Outlook and Key Developments
The financial performance signals a more sustainable business model, marked by the shift to an underwriting profit and a combined ratio below 99%. Enhanced control over claims and expenses is expected to benefit margins going forward. A clean audit opinion on the FY26 results should bolster investor confidence in the company's governance and financial reporting. Continued focus on digital channels for sales and claims management is set to enhance customer experience and operational leverage, potentially driving improved shareholder returns.
Potential Risks
Key risks include the intensely competitive health insurance sector in India, which could pressure pricing and margins. Future regulatory changes or stricter compliance requirements could also impact operations. Maintaining vigilance on cybersecurity and data privacy is crucial given past data breach incidents and increasing cyber threats. Furthermore, sustaining underwriting discipline across a growing premium base is vital for continued profitability.
Competitive Landscape
Star Health's FY26 combined ratio of 98.8% compares favourably against some peers. For example, HDFC ERGO reported a combined ratio of 112.1% for FY24, and ICICI Lombard had a combined ratio of 102.8% in FY25. SBI General Insurance's loss ratio improved to 78.3% in FY26, suggesting an improving trend, though its overall combined ratio is not readily available for direct comparison.
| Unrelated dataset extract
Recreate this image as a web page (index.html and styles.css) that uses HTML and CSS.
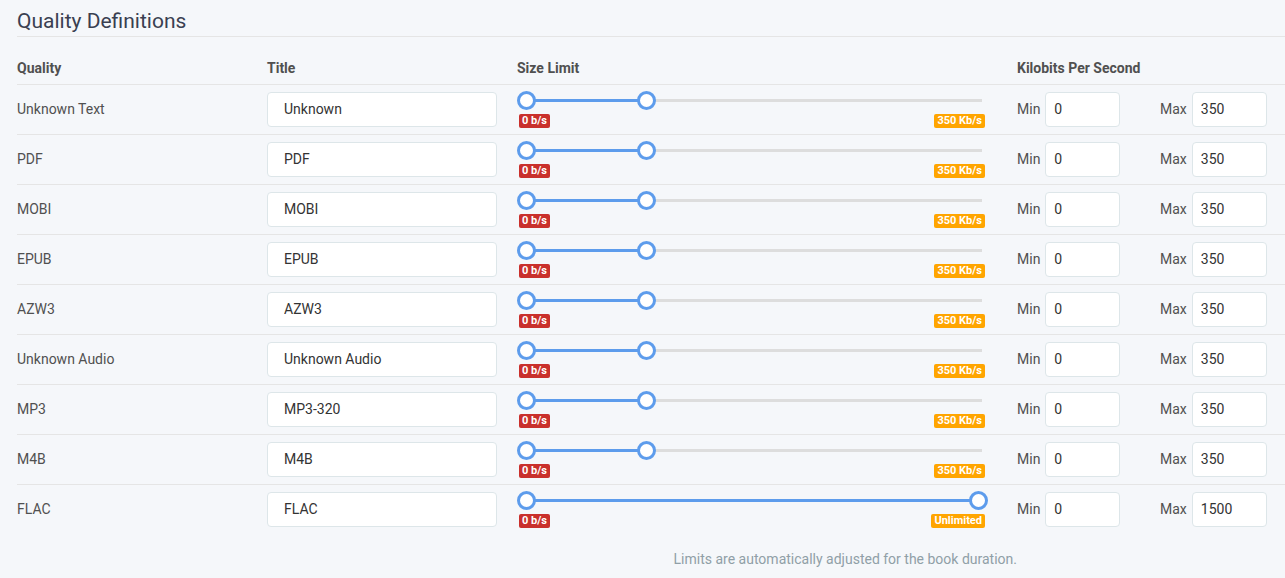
FILE: index.html
```html
<!DOCTYPE html>
<html lang="en">
<head>
<meta charset="utf-8">
<title>Quality Definitions</title>
<link rel="stylesheet" href="styles.css">
</head>
<body>
<div class="page">
  <h2 class="title">Quality Definitions</h2>
  <div class="table">
    <div class="row head">
      <div class="cell">Quality</div>
      <div class="cell">Title</div>
      <div class="cell">Size Limit</div>
      <div class="cell">Kilobits Per Second</div>
    </div>

    <div class="row">
      <div class="cell name">Unknown Text</div>
      <div class="cell"><input class="title-input" value="Unknown"></div>
      <div class="cell">
        <div class="slider">
          <div class="track"><div class="fill" style="width:120px"></div><span class="handle" style="left:0"></span><span class="handle" style="left:120px"></span></div>
          <div class="badges"><span class="badge min">0 b/s</span><span class="badge max">350 Kb/s</span></div>
        </div>
      </div>
      <div class="cell kbps">
        <label class="group"><span class="lbl">Min</span><input class="num" value="0"></label>
        <label class="group"><span class="lbl">Max</span><input class="num" value="350"></label>
      </div>
    </div>

    <div class="row">
      <div class="cell name">PDF</div>
      <div class="cell"><input class="title-input" value="PDF"></div>
      <div class="cell">
        <div class="slider">
          <div class="track"><div class="fill" style="width:120px"></div><span class="handle" style="left:0"></span><span class="handle" style="left:120px"></span></div>
          <div class="badges"><span class="badge min">0 b/s</span><span class="badge max">350 Kb/s</span></div>
        </div>
      </div>
      <div class="cell kbps">
        <label class="group"><span class="lbl">Min</span><input class="num" value="0"></label>
        <label class="group"><span class="lbl">Max</span><input class="num" value="350"></label>
      </div>
    </div>

    <div class="row">
      <div class="cell name">MOBI</div>
      <div class="cell"><input class="title-input" value="MOBI"></div>
      <div class="cell">
        <div class="slider">
          <div class="track"><div class="fill" style="width:120px"></div><span class="handle" style="left:0"></span><span class="handle" style="left:120px"></span></div>
          <div class="badges"><span class="badge min">0 b/s</span><span class="badge max">350 Kb/s</span></div>
        </div>
      </div>
      <div class="cell kbps">
        <label class="group"><span class="lbl">Min</span><input class="num" value="0"></label>
        <label class="group"><span class="lbl">Max</span><input class="num" value="350"></label>
      </div>
    </div>

    <div class="row">
      <div class="cell name">EPUB</div>
      <div class="cell"><input class="title-input" value="EPUB"></div>
      <div class="cell">
        <div class="slider">
          <div class="track"><div class="fill" style="width:120px"></div><span class="handle" style="left:0"></span><span class="handle" style="left:120px"></span></div>
          <div class="badges"><span class="badge min">0 b/s</span><span class="badge max">350 Kb/s</span></div>
        </div>
      </div>
      <div class="cell kbps">
        <label class="group"><span class="lbl">Min</span><input class="num" value="0"></label>
        <label class="group"><span class="lbl">Max</span><input class="num" value="350"></label>
      </div>
    </div>

    <div class="row">
      <div class="cell name">AZW3</div>
      <div class="cell"><input class="title-input" value="AZW3"></div>
      <div class="cell">
        <div class="slider">
          <div class="track"><div class="fill" style="width:120px"></div><span class="handle" style="left:0"></span><span class="handle" style="left:120px"></span></div>
          <div class="badges"><span class="badge min">0 b/s</span><span class="badge max">350 Kb/s</span></div>
        </div>
      </div>
      <div class="cell kbps">
        <label class="group"><span class="lbl">Min</span><input class="num" value="0"></label>
        <label class="group"><span class="lbl">Max</span><input class="num" value="350"></label>
      </div>
    </div>

    <div class="row">
      <div class="cell name">Unknown Audio</div>
      <div class="cell"><input class="title-input" value="Unknown Audio"></div>
      <div class="cell">
        <div class="slider">
          <div class="track"><div class="fill" style="width:120px"></div><span class="handle" style="left:0"></span><span class="handle" style="left:120px"></span></div>
          <div class="badges"><span class="badge min">0 b/s</span><span class="badge max">350 Kb/s</span></div>
        </div>
      </div>
      <div class="cell kbps">
        <label class="group"><span class="lbl">Min</span><input class="num" value="0"></label>
        <label class="group"><span class="lbl">Max</span><input class="num" value="350"></label>
      </div>
    </div>

    <div class="row">
      <div class="cell name">MP3</div>
      <div class="cell"><input class="title-input" value="MP3-320"></div>
      <div class="cell">
        <div class="slider">
          <div class="track"><div class="fill" style="width:120px"></div><span class="handle" style="left:0"></span><span class="handle" style="left:120px"></span></div>
          <div class="badges"><span class="badge min">0 b/s</span><span class="badge max">350 Kb/s</span></div>
        </div>
      </div>
      <div class="cell kbps">
        <label class="group"><span class="lbl">Min</span><input class="num" value="0"></label>
        <label class="group"><span class="lbl">Max</span><input class="num" value="350"></label>
      </div>
    </div>

    <div class="row">
      <div class="cell name">M4B</div>
      <div class="cell"><input class="title-input" value="M4B"></div>
      <div class="cell">
        <div class="slider">
          <div class="track"><div class="fill" style="width:120px"></div><span class="handle" style="left:0"></span><span class="handle" style="left:120px"></span></div>
          <div class="badges"><span class="badge min">0 b/s</span><span class="badge max">350 Kb/s</span></div>
        </div>
      </div>
      <div class="cell kbps">
        <label class="group"><span class="lbl">Min</span><input class="num" value="0"></label>
        <label class="group"><span class="lbl">Max</span><input class="num" value="350"></label>
      </div>
    </div>

    <div class="row">
      <div class="cell name">FLAC</div>
      <div class="cell"><input class="title-input" value="FLAC"></div>
      <div class="cell">
        <div class="slider">
          <div class="track"><div class="fill" style="width:452px"></div><span class="handle" style="left:0"></span><span class="handle" style="left:452px"></span></div>
          <div class="badges"><span class="badge min">0 b/s</span><span class="badge max">Unlimited</span></div>
        </div>
      </div>
      <div class="cell kbps">
        <label class="group"><span class="lbl">Min</span><input class="num" value="0"></label>
        <label class="group"><span class="lbl">Max</span><input class="num" value="1500"></label>
      </div>
    </div>
  </div>
  <div class="note">Limits are automatically adjusted for the book duration.</div>
</div>
</body>
</html>
```

FILE: styles.css
```css
* { box-sizing: border-box; }

html, body {
  margin: 0;
  background: #f5f7fa;
}

body {
  font-family: Roboto, "Open Sans", "Liberation Sans", sans-serif;
  font-size: 14px;
  color: #505050;
}

.page {
  padding-left: 17px;
  overflow: hidden;
}

.title {
  margin: 0;
  padding: 9px 0 3px;
  font-size: 21px;
  line-height: 24px;
  font-weight: 400;
  color: #3a3f51;
  border-bottom: 1px solid #e5e5e5;
}

.table {
  display: flex;
  flex-direction: column;
}

.row {
  display: grid;
  grid-template-columns: 250px 250px 500px 1fr;
  align-items: center;
  height: 50px;
  padding-bottom: 1px;
  border-top: 1px solid #e5e5e5;
}

.row.head {
  height: 47px;
  border-top: 0;
  align-items: end;
  padding-bottom: 6px;
  font-weight: 700;
  line-height: 20px;
}

.cell {
  min-width: 0;
  line-height: 20px;
}

.title-input,
.num {
  display: block;
  height: 35px;
  border: 1px solid #dde6e9;
  border-radius: 4px;
  background: #fff;
  font-family: Roboto, "Open Sans", "Liberation Sans", sans-serif;
  font-size: 14px;
  color: #333;
  outline: none;
}

.title-input {
  width: 230px;
  padding: 0 16px;
}

.num {
  width: 75px;
  padding: 0 8px;
}

.slider {
  width: 470px;
  padding: 0 2px;
}

.track {
  position: relative;
  margin: 9px 0 0 7px;
  width: 456px;
  height: 3px;
  background: #dddddd;
}

.fill {
  position: absolute;
  left: 0;
  top: 0;
  height: 100%;
  background: #5d9cec;
}

.handle {
  position: absolute;
  top: 50%;
  width: 19px;
  height: 19px;
  margin: -9.5px 0 0 -9.5px;
  border: 3px solid #5d9cec;
  border-radius: 50%;
  background: #fff;
}

.badges {
  display: flex;
  justify-content: space-between;
  margin-top: 12px;
}

.badge {
  display: inline-block;
  height: 14px;
  padding: 0 3px;
  border-radius: 2px;
  color: #fff;
  font-size: 11px;
  font-weight: 700;
  line-height: 14px;
}

.badge.min { background: #c9302c; }
.badge.max { background: #ffa500; }

.kbps {
  display: flex;
  align-items: center;
}

.group {
  display: flex;
  align-items: center;
  flex: 0 0 143px;
  width: 143px;
}

.lbl {
  margin-right: 5px;
}

.note {
  width: 1000px;
  margin-top: 15px;
  text-align: right;
  color: #909fa7;
  line-height: 20px;
}
```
Star Health's achievement of a sub-99% combined ratio indicates stronger execution in managing its core insurance business compared to these peers in their latest reported periods.
Performance Metrics
Star Health's combined ratio improved to 98.8% in FY26 from 101.1% in FY25. The insurer's underwriting profit turned positive at ₹206 Crores in FY26, compared to a loss of ₹165 Crores in the previous year. The company's expense ratio also moderated slightly to 30.1% in FY26 from 30.4% in FY25.
Investor Focus Areas
Investors will be monitoring future quarterly results for sustained improvement in PAT, GWP, and combined ratio. Management commentary on FY27 growth targets and margin outlook will also be key. Tracking the increasing contribution of digital channels to sales and operational efficiency will be important. Furthermore, staying updated on any regulatory developments or compliance initiatives is crucial. Investors will also watch Star Health's ability to maintain and grow its market share in the competitive retail health segment, and assess the contribution of investment income to overall profitability, particularly with changing interest rate environments.